─── Dataset ───
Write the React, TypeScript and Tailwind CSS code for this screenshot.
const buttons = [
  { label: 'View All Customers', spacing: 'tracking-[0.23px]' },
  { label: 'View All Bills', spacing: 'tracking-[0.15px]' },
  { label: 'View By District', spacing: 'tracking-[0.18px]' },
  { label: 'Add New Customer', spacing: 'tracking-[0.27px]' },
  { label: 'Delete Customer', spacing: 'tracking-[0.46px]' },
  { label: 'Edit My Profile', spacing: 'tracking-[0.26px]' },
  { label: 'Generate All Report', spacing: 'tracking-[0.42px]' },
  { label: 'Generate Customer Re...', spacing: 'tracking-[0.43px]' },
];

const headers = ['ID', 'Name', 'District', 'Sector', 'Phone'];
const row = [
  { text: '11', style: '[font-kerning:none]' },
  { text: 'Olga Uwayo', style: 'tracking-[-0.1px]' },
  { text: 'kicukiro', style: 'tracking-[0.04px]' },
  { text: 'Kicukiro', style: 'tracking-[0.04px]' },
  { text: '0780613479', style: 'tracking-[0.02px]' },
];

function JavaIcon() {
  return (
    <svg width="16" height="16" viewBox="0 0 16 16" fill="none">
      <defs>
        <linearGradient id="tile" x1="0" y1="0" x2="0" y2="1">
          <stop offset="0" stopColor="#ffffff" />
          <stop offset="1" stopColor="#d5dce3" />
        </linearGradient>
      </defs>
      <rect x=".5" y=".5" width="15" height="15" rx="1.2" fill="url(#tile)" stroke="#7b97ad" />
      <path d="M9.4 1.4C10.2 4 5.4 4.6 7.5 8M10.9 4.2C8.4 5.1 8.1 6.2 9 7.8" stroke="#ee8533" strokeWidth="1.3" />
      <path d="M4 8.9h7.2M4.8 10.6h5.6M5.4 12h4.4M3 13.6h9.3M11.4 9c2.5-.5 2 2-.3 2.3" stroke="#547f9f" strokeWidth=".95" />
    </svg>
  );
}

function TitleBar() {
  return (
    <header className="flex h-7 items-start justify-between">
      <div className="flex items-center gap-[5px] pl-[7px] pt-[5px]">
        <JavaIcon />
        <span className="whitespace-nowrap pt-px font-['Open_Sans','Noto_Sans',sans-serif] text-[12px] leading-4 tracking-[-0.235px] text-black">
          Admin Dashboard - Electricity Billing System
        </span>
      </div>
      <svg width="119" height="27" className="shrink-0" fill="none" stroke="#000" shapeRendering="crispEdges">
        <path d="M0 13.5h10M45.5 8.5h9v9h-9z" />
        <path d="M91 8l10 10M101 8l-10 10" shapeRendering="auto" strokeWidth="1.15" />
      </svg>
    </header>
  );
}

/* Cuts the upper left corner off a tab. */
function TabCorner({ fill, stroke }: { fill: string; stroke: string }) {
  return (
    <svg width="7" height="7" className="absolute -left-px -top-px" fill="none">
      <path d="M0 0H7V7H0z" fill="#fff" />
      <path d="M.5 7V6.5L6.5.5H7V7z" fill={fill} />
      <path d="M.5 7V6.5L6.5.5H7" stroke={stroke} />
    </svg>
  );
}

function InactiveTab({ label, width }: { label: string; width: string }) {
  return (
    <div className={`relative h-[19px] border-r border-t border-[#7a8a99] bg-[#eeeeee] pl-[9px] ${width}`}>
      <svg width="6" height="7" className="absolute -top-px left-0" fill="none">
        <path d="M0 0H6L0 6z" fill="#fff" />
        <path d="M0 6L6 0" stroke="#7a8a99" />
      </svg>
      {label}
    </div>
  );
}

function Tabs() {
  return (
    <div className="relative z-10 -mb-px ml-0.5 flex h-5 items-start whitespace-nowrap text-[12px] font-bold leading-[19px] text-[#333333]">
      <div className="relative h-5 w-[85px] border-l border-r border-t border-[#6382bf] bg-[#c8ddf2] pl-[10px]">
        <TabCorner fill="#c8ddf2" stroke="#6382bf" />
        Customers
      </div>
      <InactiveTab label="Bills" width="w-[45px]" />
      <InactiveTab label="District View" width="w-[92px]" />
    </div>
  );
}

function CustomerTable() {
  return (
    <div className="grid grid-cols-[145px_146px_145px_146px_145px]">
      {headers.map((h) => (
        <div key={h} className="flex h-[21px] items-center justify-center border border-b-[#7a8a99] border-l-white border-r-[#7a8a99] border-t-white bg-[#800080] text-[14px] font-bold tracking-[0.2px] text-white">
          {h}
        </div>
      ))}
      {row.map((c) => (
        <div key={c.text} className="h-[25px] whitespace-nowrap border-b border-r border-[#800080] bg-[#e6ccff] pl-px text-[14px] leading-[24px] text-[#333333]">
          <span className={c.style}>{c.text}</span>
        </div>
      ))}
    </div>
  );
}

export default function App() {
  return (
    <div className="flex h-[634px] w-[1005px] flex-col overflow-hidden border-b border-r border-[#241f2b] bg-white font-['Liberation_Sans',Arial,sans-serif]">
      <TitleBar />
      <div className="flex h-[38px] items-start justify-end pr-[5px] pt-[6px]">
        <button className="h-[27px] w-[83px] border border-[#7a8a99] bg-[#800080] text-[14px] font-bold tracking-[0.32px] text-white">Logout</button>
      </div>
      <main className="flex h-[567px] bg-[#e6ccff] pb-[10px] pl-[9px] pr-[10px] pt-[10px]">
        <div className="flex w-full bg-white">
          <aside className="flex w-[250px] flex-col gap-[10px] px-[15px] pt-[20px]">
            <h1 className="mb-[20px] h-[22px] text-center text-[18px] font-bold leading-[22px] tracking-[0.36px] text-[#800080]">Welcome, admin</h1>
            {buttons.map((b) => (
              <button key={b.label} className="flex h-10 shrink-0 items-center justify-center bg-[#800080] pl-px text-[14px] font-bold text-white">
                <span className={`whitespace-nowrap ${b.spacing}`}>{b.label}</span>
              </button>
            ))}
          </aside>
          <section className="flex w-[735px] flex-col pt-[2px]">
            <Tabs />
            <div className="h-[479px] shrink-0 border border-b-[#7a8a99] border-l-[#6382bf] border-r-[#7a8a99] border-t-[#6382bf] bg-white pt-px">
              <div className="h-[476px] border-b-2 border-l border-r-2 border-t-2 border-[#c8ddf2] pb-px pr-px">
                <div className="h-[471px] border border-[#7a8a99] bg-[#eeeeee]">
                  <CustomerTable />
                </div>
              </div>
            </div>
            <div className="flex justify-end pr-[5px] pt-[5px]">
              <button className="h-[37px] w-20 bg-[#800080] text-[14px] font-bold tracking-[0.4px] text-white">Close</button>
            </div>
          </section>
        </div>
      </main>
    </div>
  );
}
───
─── Dataset ───
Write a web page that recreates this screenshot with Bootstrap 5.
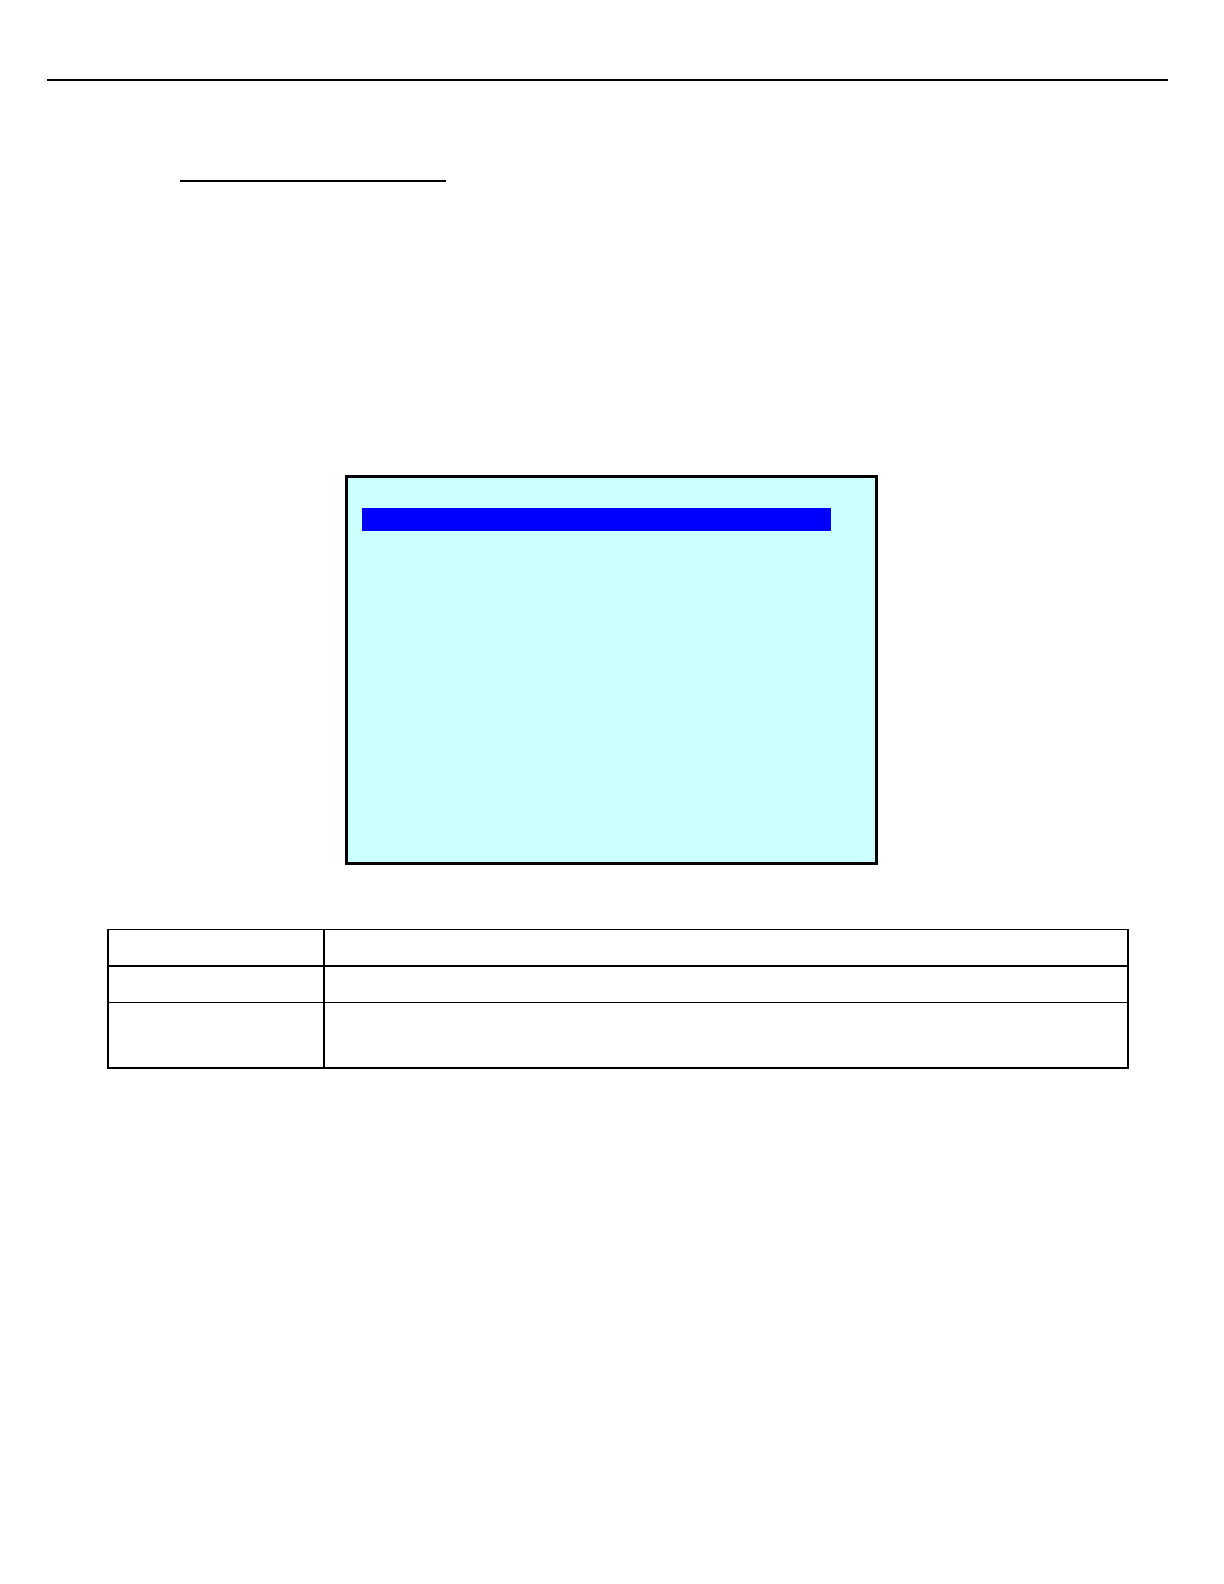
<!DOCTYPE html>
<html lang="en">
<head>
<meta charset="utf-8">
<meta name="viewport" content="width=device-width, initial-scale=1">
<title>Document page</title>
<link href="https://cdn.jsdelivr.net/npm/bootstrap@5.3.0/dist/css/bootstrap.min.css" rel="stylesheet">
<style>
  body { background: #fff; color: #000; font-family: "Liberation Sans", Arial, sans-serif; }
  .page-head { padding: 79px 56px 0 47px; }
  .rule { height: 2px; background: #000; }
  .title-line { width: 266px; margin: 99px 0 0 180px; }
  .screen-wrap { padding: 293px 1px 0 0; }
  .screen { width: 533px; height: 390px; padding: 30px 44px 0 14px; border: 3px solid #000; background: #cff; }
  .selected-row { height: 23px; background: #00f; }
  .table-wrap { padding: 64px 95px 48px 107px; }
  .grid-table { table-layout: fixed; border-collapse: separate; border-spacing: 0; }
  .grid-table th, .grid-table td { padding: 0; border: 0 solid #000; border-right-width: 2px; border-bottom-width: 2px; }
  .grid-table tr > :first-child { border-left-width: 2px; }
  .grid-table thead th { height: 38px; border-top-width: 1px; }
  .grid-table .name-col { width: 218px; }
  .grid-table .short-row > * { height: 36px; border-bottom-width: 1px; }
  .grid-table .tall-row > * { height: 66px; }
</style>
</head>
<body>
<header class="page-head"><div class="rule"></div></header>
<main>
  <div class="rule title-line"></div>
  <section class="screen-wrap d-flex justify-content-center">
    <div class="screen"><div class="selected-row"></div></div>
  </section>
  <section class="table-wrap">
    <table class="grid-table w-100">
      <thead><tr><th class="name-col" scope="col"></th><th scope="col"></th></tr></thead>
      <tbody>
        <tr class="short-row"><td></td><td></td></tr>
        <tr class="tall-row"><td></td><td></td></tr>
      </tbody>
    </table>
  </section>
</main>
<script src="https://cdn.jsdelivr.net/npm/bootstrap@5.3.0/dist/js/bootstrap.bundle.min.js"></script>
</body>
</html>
───
The task
Show all lines above holding "this".

Response
Write the React, TypeScript and Tailwind CSS code for this screenshot.
Write a web page that recreates this screenshot with Bootstrap 5.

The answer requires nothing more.